▸ REQUIRED WORK
Note how many lines include the word "this", and give that number by itself.

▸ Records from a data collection

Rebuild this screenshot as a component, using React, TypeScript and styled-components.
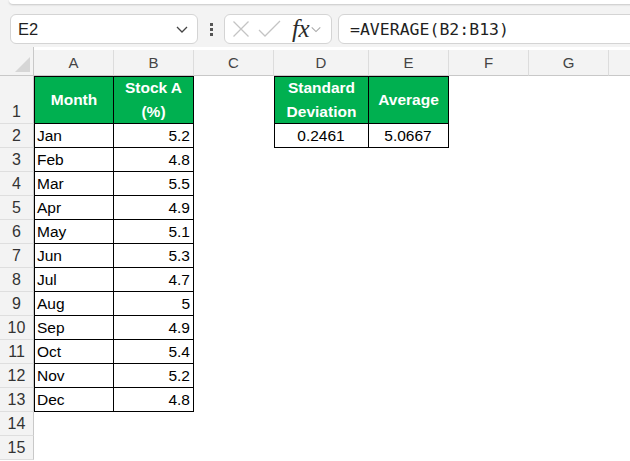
import React from 'react';
import styled, { createGlobalStyle, css } from 'styled-components';

const GlobalStyle = createGlobalStyle`
  html, body {
    margin: 0;
    padding: 0;
    background: #ffffff;
  }
  * {
    box-sizing: border-box;
  }
`;

const Page = styled.div`
  width: 630px;
  height: 461px;
  overflow: hidden;
  background: #f3f3f3;
  font-family: 'Liberation Sans', Arial, sans-serif;
  color: #000;
`;

const RibbonEdge = styled.div`
  height: 4px;
  margin: 0 -12px 0 9px;
  background: #ffffff;
  border-radius: 0 0 8px 8px;
  box-shadow: 0 1px 2px rgba(0, 0, 0, 0.18);
`;

const FormulaBar = styled.div`
  display: flex;
  align-items: center;
  height: 43px;
  padding: 10px 0 3px 10px;
`;

const Box = styled.div`
  height: 30px;
  background: #ffffff;
  border: 1px solid #d4d4d4;
  border-radius: 6px;
  display: flex;
  align-items: center;
`;

const NameBox = styled(Box)`
  width: 188px;
  padding: 0 8px 0 7px;
  justify-content: space-between;
  font-size: 16.5px;
  color: #1f1f1f;
`;

const Kebab = styled.div`
  width: 26px;
  display: flex;
  flex-direction: column;
  align-items: center;
  gap: 2px;
  span {
    width: 3px;
    height: 3px;
    background: #555;
  }
`;

const FxBox = styled(Box)`
  width: 108px;
  padding: 0 3px 0 7px;
  gap: 0;
`;

const FxLabel = styled.span`
  font-family: 'Liberation Serif', 'Times New Roman', serif;
  font-style: italic;
  font-size: 25px;
  line-height: 28px;
  color: #2b2b2b;
  margin: 0 1px 0 10px;
  letter-spacing: -0.5px;
`;

const FormulaInput = styled(Box)`
  flex: 1;
  margin: 0 -20px 0 6px;
  padding-left: 11px;
  font-family: 'DejaVu Sans Mono', monospace;
  font-size: 16.5px;
  color: #1f1f1f;
`;

const Sheet = styled.div`
  display: grid;
  grid-template-columns: 34px 80px 80px 80px 95px 80px 80px 80px 80px;
  grid-template-rows: 29px 48px repeat(15, 24px);
  background: #ffffff;
`;

const Corner = styled.div`
  background: #f3f3f3;
  border-right: 1px solid #c8c8c8;
  border-bottom: 1px solid #c8c8c8;
  position: relative;
  &::after {
    content: '';
    position: absolute;
    right: 3px;
    bottom: 3px;
    border-style: solid;
    border-width: 0 0 15px 15px;
    border-color: transparent transparent #d6d6d6 transparent;
  }
`;

const ColHead = styled.div`
  background: #f3f3f3;
  border-right: 1px solid #dcdcdc;
  border-bottom: 1px solid #c8c8c8;
  margin-top: 3px;
  display: flex;
  align-items: center;
  justify-content: center;
  font-size: 15px;
  color: #444;
`;

const RowHead = styled.div<{ $bottom?: boolean }>`
  background: #f3f3f3;
  border-right: 1px solid #c8c8c8;
  border-bottom: 1px solid #dedede;
  display: flex;
  align-items: ${(p) => (p.$bottom ? 'flex-end' : 'center')};
  justify-content: center;
  padding-bottom: ${(p) => (p.$bottom ? '2px' : '0')};
  font-size: 16px;
  color: #333;
`;

const Cell = styled.div<{
  $boxed?: boolean;
  $left?: boolean;
  $top?: boolean;
  $head?: boolean;
  $align?: 'left' | 'right' | 'center';
}>`
  display: flex;
  align-items: center;
  padding: 1px 3px 0 2px;
  font-size: 15.5px;
  line-height: 24px;
  justify-content: ${(p) =>
    p.$align === 'right' ? 'flex-end' : p.$align === 'center' ? 'center' : 'flex-start'};
  text-align: ${(p) => p.$align || 'left'};
  ${(p) =>
    p.$boxed &&
    css`
      border-right: 1px solid #000;
      border-bottom: 1px solid #000;
    `}
  ${(p) => p.$left && 'border-left: 1px solid #000;'}
  ${(p) => p.$top && 'border-top: 1px solid #000;'}
  ${(p) =>
    p.$head &&
    css`
      background: #00b050;
      color: #fff;
      font-weight: bold;
      padding: 0 2px;
    `}
`;

const Chevron = ({ size = 14, color = '#444' }: { size?: number; color?: string }) => (
  <svg width={size} height={size} viewBox="0 0 14 14">
    <polyline points="2,5 7,10 12,5" fill="none" stroke={color} strokeWidth="1.3" />
  </svg>
);

const CancelIcon = () => (
  <svg width="18" height="18" viewBox="0 0 18 18">
    <path d="M1.5 1.5 L16.5 16.5 M16.5 1.5 L1.5 16.5" stroke="#c4c4c4" strokeWidth="1.3" fill="none" />
  </svg>
);

const CheckIcon = () => (
  <svg width="24" height="18" viewBox="0 0 24 18" style={{ marginLeft: 8 }}>
    <polyline points="1,10 7,16 22,1" stroke="#c4c4c4" strokeWidth="1.3" fill="none" />
  </svg>
);

const columns = ['A', 'B', 'C', 'D', 'E', 'F', 'G', 'H'];

const stock: [string, string][] = [
  ['Jan', '5.2'],
  ['Feb', '4.8'],
  ['Mar', '5.5'],
  ['Apr', '4.9'],
  ['May', '5.1'],
  ['Jun', '5.3'],
  ['Jul', '4.7'],
  ['Aug', '5'],
  ['Sep', '4.9'],
  ['Oct', '5.4'],
  ['Nov', '5.2'],
  ['Dec', '4.8'],
];

const renderCell = (row: number, col: string) => {
  const key = `${col}${row}`;
  if (row === 1) {
    if (col === 'A') return <Cell key={key} $boxed $left $top $head $align="center">Month</Cell>;
    if (col === 'B')
      return (
        <Cell key={key} $boxed $top $head $align="center">
          Stock A<br />(%)
        </Cell>
      );
    if (col === 'D')
      return (
        <Cell key={key} $boxed $left $top $head $align="center">
          Standard<br />Deviation
        </Cell>
      );
    if (col === 'E') return <Cell key={key} $boxed $top $head $align="center">Average</Cell>;
  }
  if (row >= 2 && row <= 13) {
    const [month, value] = stock[row - 2];
    if (col === 'A') return <Cell key={key} $boxed $left>{month}</Cell>;
    if (col === 'B') return <Cell key={key} $boxed $align="right">{value}</Cell>;
  }
  if (row === 2) {
    if (col === 'D') return <Cell key={key} $boxed $left $align="center">0.2461</Cell>;
    if (col === 'E') return <Cell key={key} $boxed $align="center">5.0667</Cell>;
  }
  return <Cell key={key} />;
};

const rows = Array.from({ length: 15 }, (_, i) => i + 1);

export default function App() {
  return (
    <Page>
      <GlobalStyle />
      <RibbonEdge />
      <FormulaBar>
        <NameBox>
          <span>E2</span>
          <Chevron />
        </NameBox>
        <Kebab>
          <span />
          <span />
          <span />
        </Kebab>
        <FxBox>
          <CancelIcon />
          <CheckIcon />
          <FxLabel>fx</FxLabel>
          <Chevron size={12} color="#aaa" />
        </FxBox>
        <FormulaInput>=AVERAGE(B2:B13)</FormulaInput>
      </FormulaBar>
      <Sheet>
        <Corner />
        {columns.map((c) => (
          <ColHead key={c}>{c === 'H' ? '' : c}</ColHead>
        ))}
        {rows.map((r) => (
          <React.Fragment key={r}>
            <RowHead $bottom={r === 1}>{r}</RowHead>
            {columns.map((c) => renderCell(r, c))}
          </React.Fragment>
        ))}
      </Sheet>
    </Page>
  );
}
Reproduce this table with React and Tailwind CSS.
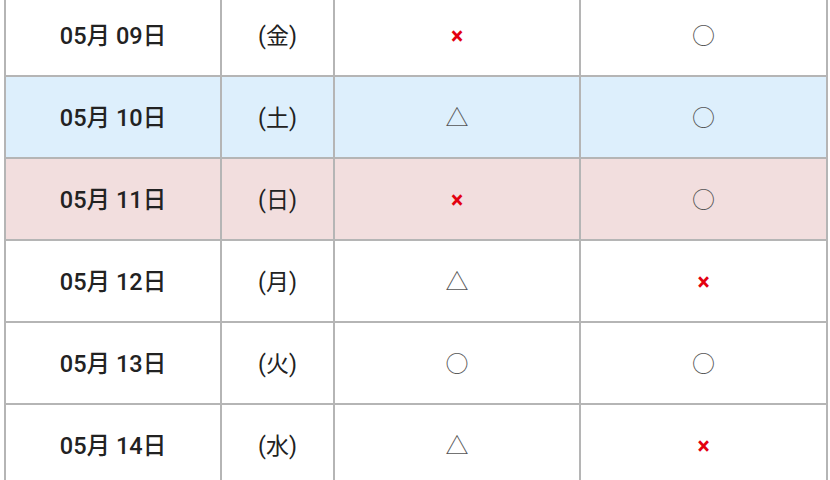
const rows = [
  { date: "05月 09日", day: "(金)", a: "x", b: "o", bg: "bg-white" },
  { date: "05月 10日", day: "(土)", a: "t", b: "o", bg: "bg-[#ddeffc]" },
  { date: "05月 11日", day: "(日)", a: "x", b: "o", bg: "bg-[#f2dede]" },
  { date: "05月 12日", day: "(月)", a: "t", b: "x", bg: "bg-white" },
  { date: "05月 13日", day: "(火)", a: "o", b: "o", bg: "bg-white" },
  { date: "05月 14日", day: "(水)", a: "t", b: "x", bg: "bg-white" },
];

function Mark({ type }) {
  if (type === "x") {
    return <span className="text-[#e3000f] font-bold text-[23px]">×</span>;
  }
  if (type === "t") {
    return <span className="text-[#555] text-[23px]">△</span>;
  }
  return <span className="text-[#555] text-[23px]">○</span>;
}

export default function App() {
  return (
    <div
      className="w-[830px] h-[480px] overflow-hidden bg-white px-[4px]"
      style={{ fontFamily: "Roboto, 'Noto Sans CJK JP', sans-serif" }}
    >
      <table className="-mt-[7px] w-[822px] border-collapse table-fixed text-[#222]">
        <colgroup>
          <col className="w-[216px]" />
          <col className="w-[113px]" />
          <col className="w-[246px]" />
          <col className="w-[247px]" />
        </colgroup>
        <tbody>
          {rows.map((r) => (
            <tr key={r.date} className={`${r.bg} h-[82px]`}>
              <td className="border-2 border-[#b5b5b5] pt-[4px] text-center text-[23.5px] font-medium">
                {r.date}
              </td>
              <td className="border-2 border-[#b5b5b5] pt-[4px] text-center text-[23px]">
                {r.day}
              </td>
              <td className="border-2 border-[#b5b5b5] pt-[4px] text-center">
                <Mark type={r.a} />
              </td>
              <td className="border-2 border-[#b5b5b5] pt-[4px] text-center">
                <Mark type={r.b} />
              </td>
            </tr>
          ))}
        </tbody>
      </table>
    </div>
  );
}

▸ IN RESPONSE
2